After a lockout that lasted extra innings, baseball is back.

On the 99th day of the lockout, MLB and its players agreed to a new collective bargaining agreement to ensure a full season that will start April 7 and expands the playoff field to 12 teams.

The MLB Players’ Association on Thursday afternoon accepted the owners’ offer by a 26-12 vote despite all eight members of the executive subcommittee voting against it. Players from the Houston Astros, New York Mets, New York Yankees and St. Louis Cardinals voted against it. The league’s 30 owners voted unanimously to ratify the new CBA.

“I am genuinely thrilled to be able to say that Major League Baseball is back and we’re going to play 162 games,” MLB commissioner Rob Manfred said. “Looking forward, I could not be more excited about the future of our game.”

Manfred apologized to fans for the prolonged labor impasse that represented the sport’s first work stoppage since the 1994-95 strike — “I know the last few months have been difficult,” he said — that began Dec. 2 when MLB owners locked out players. Manfred said he reached out to MLBPA executive director Tony Clark and hopes the deal is viewed as an olive branch in brokering peace in future bargaining.

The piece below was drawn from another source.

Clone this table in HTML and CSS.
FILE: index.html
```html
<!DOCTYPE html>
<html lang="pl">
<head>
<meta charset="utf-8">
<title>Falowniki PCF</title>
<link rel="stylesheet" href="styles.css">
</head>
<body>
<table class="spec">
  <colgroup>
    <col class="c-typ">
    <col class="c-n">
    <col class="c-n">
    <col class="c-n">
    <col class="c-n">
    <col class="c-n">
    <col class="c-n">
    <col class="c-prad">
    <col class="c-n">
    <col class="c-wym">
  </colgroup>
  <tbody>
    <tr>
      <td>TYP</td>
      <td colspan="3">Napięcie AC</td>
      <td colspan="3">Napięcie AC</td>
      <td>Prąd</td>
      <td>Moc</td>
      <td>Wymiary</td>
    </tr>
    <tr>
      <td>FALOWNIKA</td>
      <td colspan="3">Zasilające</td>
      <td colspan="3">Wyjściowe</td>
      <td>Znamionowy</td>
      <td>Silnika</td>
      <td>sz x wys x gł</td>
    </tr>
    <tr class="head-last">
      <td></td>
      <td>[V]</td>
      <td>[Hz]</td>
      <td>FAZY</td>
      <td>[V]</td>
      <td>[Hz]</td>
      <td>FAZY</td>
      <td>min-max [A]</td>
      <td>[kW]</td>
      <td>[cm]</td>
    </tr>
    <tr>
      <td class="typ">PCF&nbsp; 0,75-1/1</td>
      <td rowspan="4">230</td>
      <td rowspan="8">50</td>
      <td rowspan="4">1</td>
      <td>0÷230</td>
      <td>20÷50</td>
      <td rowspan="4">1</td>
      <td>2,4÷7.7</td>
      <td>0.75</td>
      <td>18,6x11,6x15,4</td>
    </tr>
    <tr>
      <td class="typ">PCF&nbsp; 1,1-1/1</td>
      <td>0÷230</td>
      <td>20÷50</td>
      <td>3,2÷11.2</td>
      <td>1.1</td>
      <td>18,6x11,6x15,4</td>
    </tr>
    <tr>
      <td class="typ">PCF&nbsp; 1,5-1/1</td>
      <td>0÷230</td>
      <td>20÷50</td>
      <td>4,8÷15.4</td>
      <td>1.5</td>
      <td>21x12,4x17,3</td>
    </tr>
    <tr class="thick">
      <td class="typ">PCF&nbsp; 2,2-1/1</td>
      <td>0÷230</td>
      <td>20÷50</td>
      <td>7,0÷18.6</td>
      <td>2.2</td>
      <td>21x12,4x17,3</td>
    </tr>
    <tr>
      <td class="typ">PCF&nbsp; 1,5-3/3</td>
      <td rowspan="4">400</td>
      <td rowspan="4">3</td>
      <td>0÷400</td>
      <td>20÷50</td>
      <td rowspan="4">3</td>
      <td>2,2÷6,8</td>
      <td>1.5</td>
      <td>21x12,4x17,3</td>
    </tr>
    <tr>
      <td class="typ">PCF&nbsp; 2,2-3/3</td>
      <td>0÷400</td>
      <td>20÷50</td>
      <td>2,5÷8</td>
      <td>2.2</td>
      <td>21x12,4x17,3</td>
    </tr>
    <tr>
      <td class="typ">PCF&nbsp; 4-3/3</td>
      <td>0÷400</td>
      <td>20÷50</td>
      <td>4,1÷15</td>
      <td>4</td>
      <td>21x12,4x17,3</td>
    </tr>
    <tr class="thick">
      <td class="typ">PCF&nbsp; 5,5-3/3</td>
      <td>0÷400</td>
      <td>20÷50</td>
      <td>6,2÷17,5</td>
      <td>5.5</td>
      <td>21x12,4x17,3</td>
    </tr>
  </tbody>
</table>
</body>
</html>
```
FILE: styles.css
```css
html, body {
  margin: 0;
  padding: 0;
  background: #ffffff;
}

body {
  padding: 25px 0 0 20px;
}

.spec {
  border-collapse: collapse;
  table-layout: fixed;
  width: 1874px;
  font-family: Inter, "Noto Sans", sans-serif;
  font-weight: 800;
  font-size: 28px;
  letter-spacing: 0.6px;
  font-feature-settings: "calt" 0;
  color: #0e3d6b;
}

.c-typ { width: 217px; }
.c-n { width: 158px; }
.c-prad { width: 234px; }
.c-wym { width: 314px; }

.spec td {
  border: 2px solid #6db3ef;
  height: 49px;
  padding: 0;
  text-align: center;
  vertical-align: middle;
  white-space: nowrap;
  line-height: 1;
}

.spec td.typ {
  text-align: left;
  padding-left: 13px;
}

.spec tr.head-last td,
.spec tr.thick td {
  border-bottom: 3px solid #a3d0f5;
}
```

Baseball first has to repair its relationship with its fans.

For the Pittsburgh Pirates, that starts with Opening Day against the St. Louis Cardinals at Busch Stadium. The Pirates are scheduled to play their home opener against the Chicago Cubs at 6:35 p.m. on April 12 at PNC Park, facing the same opponent they originally were scheduled against March 31. The six games previously canceled will be made up as nine-inning doubleheadhers, as the regular season will be extended by three days.

At the minimum, the Pirates will be forced to spend — just not in the way favored by their fans. The new, five-year CBA improves minimum salaries from $570,500 last year to $700,000 this year, with $20,000 annual increases. A dozen players on the Pirates’ 40-man roster, including All-Star center fielder Bryan Reynolds ($601,000), earned less than the new minimum amount last season.

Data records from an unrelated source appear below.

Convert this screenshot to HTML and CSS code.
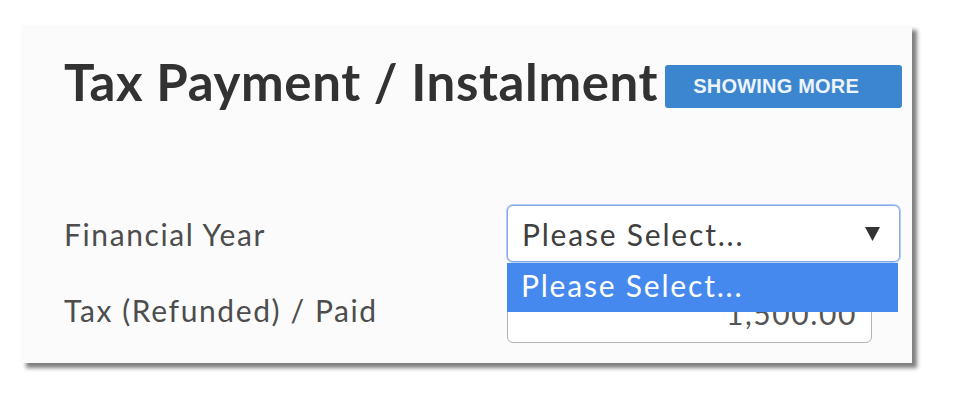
FILE: index.html
```html
<!DOCTYPE html>
<html lang="en">
<head>
<meta charset="utf-8">
<title>Tax Payment / Instalment</title>
<link rel="stylesheet" href="styles.css">
</head>
<body>
  <section class="panel">
    <header class="panel-head">
      <h1 class="panel-title">Tax Payment / Instalment</h1>
      <span class="badge">SHOWING MORE</span>
    </header>

    <div class="form">
      <div class="row">
        <label class="label" for="fy">Financial Year</label>
        <div class="control">
          <div class="select is-open" id="fy">
            <span class="select-value">Please Select...</span>
            <svg class="select-arrow" width="15" height="15" viewBox="0 0 15 15" aria-hidden="true">
              <polygon points="0,1 15,1 7.5,15" fill="#333"/>
            </svg>
          </div>
          <ul class="options">
            <li class="option is-active">Please Select...</li>
          </ul>
        </div>
      </div>

      <div class="row row-amount">
        <label class="label" for="paid">Tax (Refunded) / Paid</label>
        <div class="control">
          <div class="input" id="paid">1,500.00</div>
        </div>
      </div>
    </div>
  </section>
</body>
</html>
```

FILE: styles.css
```css
* {
  box-sizing: border-box;
}

html,
body {
  height: 100%;
}

body {
  margin: 0;
  padding-top: 25px;
  background: #ffffff;
  font-family: Lato, "Open Sans", sans-serif;
}

.panel {
  margin-left: 21px;
  width: 891px;
  height: 338px;
  padding: 31px 0 0 43px;
  background: #fbfbfb;
  box-shadow: 5px 5px 4px rgba(0, 0, 0, 0.5);
}

.panel-head {
  display: flex;
  align-items: flex-start;
  gap: 7px;
}

.panel-title {
  margin: 0;
  font-size: 51px;
  line-height: 51px;
  font-weight: 700;
  letter-spacing: 0.62px;
  color: #323232;
  white-space: nowrap;
}

.badge {
  margin-top: 9px;
  width: 237px;
  height: 43px;
  padding-left: 28px;
  display: flex;
  align-items: center;
  background: #3b86cf;
  border-radius: 3px;
  color: #eef4fb;
  font-family: "Liberation Sans", Arial, sans-serif;
  font-weight: 700;
  font-size: 20px;
  letter-spacing: 0.2px;
}

.form {
  margin-top: 97px;
  display: flex;
  flex-direction: column;
  gap: 20px;
}

.row {
  display: grid;
  grid-template-columns: 443px 393px;
  align-items: center;
}

.row-amount {
  align-items: start;
}

.row-amount .label {
  margin-top: 10px;
}

.label {
  font-size: 30px;
  line-height: 36px;
  letter-spacing: 1.6px;
  color: #4d4d4d;
}

.control {
  position: relative;
}

.select {
  height: 57px;
  display: flex;
  align-items: center;
  justify-content: space-between;
  padding: 0 19px 0 14px;
  background: #ffffff;
  border: 1px solid #86abe8;
  border-radius: 6px;
  box-shadow: 0 0 0 1px rgba(120, 165, 235, 0.55);
  font-size: 30px;
  line-height: 36px;
  letter-spacing: 1.8px;
  color: #3f3f3f;
}

/* open option list hangs below the select and covers the next field */
.options {
  position: absolute;
  top: 58px;
  left: 0;
  width: 391px;
  margin: 0;
  padding: 0;
  list-style: none;
  z-index: 2;
}

.option {
  height: 49px;
  padding: 4px 0 0 14px;
  background: #4589ef;
  color: #ffffff;
  font-size: 30px;
  line-height: 36px;
  letter-spacing: 1.8px;
}

.input {
  width: 365px;
  height: 61px;
  display: flex;
  align-items: center;
  justify-content: flex-end;
  padding-right: 14px;
  background: #ffffff;
  border: 1px solid #b4b4b4;
  border-radius: 6px;
  font-size: 30px;
  line-height: 36px;
  letter-spacing: 1.6px;
  color: #555555;
}
```
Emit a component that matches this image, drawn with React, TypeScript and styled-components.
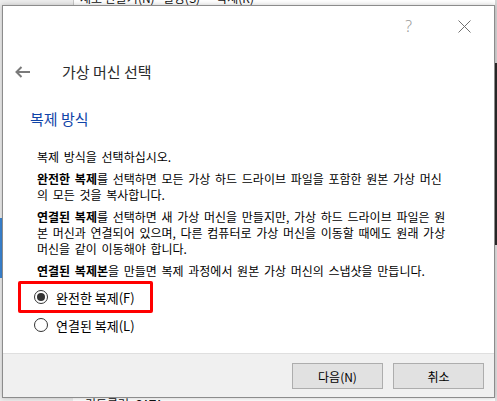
import React from "react";
import styled, { createGlobalStyle } from "styled-components";

const Global = createGlobalStyle`
  html, body { margin: 0; padding: 0; background: #ffffff; }
  body { font-family: "Noto Sans CJK KR", "Noto Sans", sans-serif; }
`;

const Desktop = styled.div`
  position: relative;
  width: 497px;
  height: 401px;
  overflow: hidden;
  background: #ffffff;
`;

const BackPanel = styled.div<{ $l: number; $t: number; $w: number; $h: number; $bg: string }>`
  position: absolute;
  left: ${(p) => p.$l}px;
  top: ${(p) => p.$t}px;
  width: ${(p) => p.$w}px;
  height: ${(p) => p.$h}px;
  background: ${(p) => p.$bg};
`;

const BackText = styled.div<{ $l: number; $t: number }>`
  position: absolute;
  left: ${(p) => p.$l}px;
  top: ${(p) => p.$t}px;
  font-size: 12px;
  line-height: 14px;
  color: #111;
  white-space: nowrap;
`;

const Dialog = styled.div`
  position: absolute;
  left: 2px;
  top: 5px;
  width: 491px;
  height: 391px;
  border: 1px solid #8c8c8c;
  background: #ffffff;
  box-shadow: 0 0 5px rgba(0, 0, 0, 0.22);
  display: flex;
  flex-direction: column;
`;

const TitleBar = styled.div`
  height: 40px;
  display: flex;
  align-items: center;
  justify-content: flex-end;
  padding-right: 23px;
  gap: 46px;
`;

const HelpGlyph = styled.span`
  font-family: "Noto Sans", sans-serif;
  font-size: 16px;
  font-weight: 300;
  color: #9a9a9a;
  line-height: 20px;
`;

const Header = styled.div`
  height: 52px;
  display: flex;
  align-items: center;
  padding-left: 11px;
`;

const Title = styled.h1`
  margin: 0 0 0 31px;
  font-size: 15px;
  font-weight: 400;
  color: #2b2b2b;
  line-height: 20px;
`;

const Content = styled.div`
  flex: 1;
  display: flex;
  flex-direction: column;
  padding-left: 27px;
`;

const Heading = styled.h2`
  margin: 11px 0 0 0;
  font-size: 15px;
  font-weight: 400;
  color: #0f44a8;
  line-height: 20px;
`;

const Body = styled.div`
  margin-top: 20px;
  padding-left: 7px;
`;

const Para = styled.p`
  margin: 0 0 6px 0;
  font-size: 12px;
  line-height: 16px;
  color: #000;
  white-space: nowrap;
  word-spacing: 2px;
  b { font-weight: 700; }
  &:last-child { margin-bottom: 0; }
`;

const Highlight = styled.div`
  margin: 2px 0 0 -12px;
  width: 116px;
  height: 26px;
  border: 3px solid #ff0000;
  border-radius: 2px;
  display: flex;
  align-items: center;
  padding-left: 13px;
`;

const RadioRow = styled.label<{ $indent?: boolean }>`
  display: flex;
  align-items: center;
  gap: 8px;
  height: 20px;
  margin-left: ${(p) => (p.$indent ? "4px" : "0")};
  margin-top: ${(p) => (p.$indent ? "2px" : "0")};
  font-size: 13px;
  color: #000;
  white-space: nowrap;
`;

const RadioCircle = styled.span<{ $on?: boolean }>`
  width: 12px;
  height: 12px;
  border-radius: 50%;
  border: 1px solid #333;
  background: #fff;
  display: flex;
  align-items: center;
  justify-content: center;
  &::after {
    content: "";
    display: ${(p) => (p.$on ? "block" : "none")};
    width: 8px;
    height: 8px;
    border-radius: 50%;
    background: #333;
  }
`;

const Footer = styled.div`
  height: 44px;
  border-top: 1px solid #dfdfdf;
  background: #f0f0f0;
  display: flex;
  align-items: flex-start;
  justify-content: flex-end;
  padding: 9px 10px 0 0;
  gap: 10px;
  box-sizing: border-box;
`;

const Button = styled.button`
  width: 91px;
  height: 26px;
  background: #e1e1e1;
  border: 1px solid #adadad;
  font-family: "Noto Sans CJK KR", sans-serif;
  font-size: 12px;
  color: #000;
  padding: 0;
`;

const ArrowIcon = () => (
  <svg width="17" height="12" viewBox="0 0 17 12">
    <path d="M16 6H2.5M7.5 1L2.5 6l5 5" fill="none" stroke="#7a7a7a" strokeWidth="2" />
  </svg>
);

const CloseIcon = () => (
  <svg width="13" height="13" viewBox="0 0 13 13">
    <path d="M0.5 0.5l12 12M12.5 0.5l-12 12" stroke="#707070" strokeWidth="1" />
  </svg>
);

export default function App() {
  return (
    <>
      <Global />
      <Desktop>
        <BackPanel $l={0} $t={0} $w={73} $h={401} $bg="#ededed" />
        <BackPanel $l={73} $t={0} $w={1} $h={6} $bg="#c8c8c8" />
        <BackPanel $l={0} $t={218} $w={2} $h={60} $bg="#3a86d6" />
        <BackPanel $l={495} $t={0} $w={2} $h={63} $bg="#d6d6d6" />
        <BackPanel $l={495} $t={63} $w={2} $h={182} $bg="#2a2a2a" />
        <BackPanel $l={495} $t={245} $w={2} $h={156} $bg="#e2e2e2" />
        <BackText $l={80} $t={-9}>새로 만들기(N)&nbsp;&nbsp;&nbsp;설정(S)&nbsp;&nbsp;&nbsp;&nbsp;&nbsp;&nbsp;삭제(R)</BackText>
        <BackText $l={85} $t={397}>컨트롤러: SATA</BackText>
        <Dialog>
          <TitleBar>
            <HelpGlyph>?</HelpGlyph>
            <CloseIcon />
          </TitleBar>
          <Header>
            <ArrowIcon />
            <Title>가상 머신 선택</Title>
          </Header>
          <Content>
            <Heading>복제 방식</Heading>
            <Body>
              <Para>복제 방식을 선택하십시오.</Para>
              <Para>
                <b>완전한 복제</b>를 선택하면 모든 가상 하드 드라이브 파일을 포함한 원본 가상 머신
                <br />
                의 모든 것을 복사합니다.
              </Para>
              <Para>
                <b>연결된 복제</b>를 선택하면 새 가상 머신을 만들지만, 가상 하드 드라이브 파일은 원
                <br />
                본 머신과 연결되어 있으며, 다른 컴퓨터로 가상 머신을 이동할 때에도 원래 가상
                <br />
                머신을 같이 이동해야 합니다.
              </Para>
              <Para>
                <b>연결된 복제본</b>을 만들면 복제 과정에서 원본 가상 머신의 스냅샷을 만듭니다.
              </Para>
            </Body>
            <Highlight>
              <RadioRow>
                <RadioCircle $on />
                완전한 복제(F)
              </RadioRow>
            </Highlight>
            <RadioRow $indent>
              <RadioCircle />
              연결된 복제(L)
            </RadioRow>
          </Content>
          <Footer>
            <Button>다음(N)</Button>
            <Button>취소</Button>
          </Footer>
        </Dialog>
      </Desktop>
    </>
  );
}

The CBA raises luxury tax thresholds from $210 million to $230 million, with increases each year until it reaches $242 million in 2026. The new deal also creates a $50 million bonus pool for pre-arbitration-eligible players, rewarding winners of top-five finishers of the MVP, Cy Young, Rookie of the Year and All-MLB picks. It also includes options limits (five per year) and a 20-round amateur draft.

“The deal pushes the game forward,” Yankees pitcher Gerrit Cole, a former Pirate and member of the executive subcommittee, told the Associated Press. “It addresses a lot of the things that the players in the game should be focused on: the competitive integrity aspect of it.”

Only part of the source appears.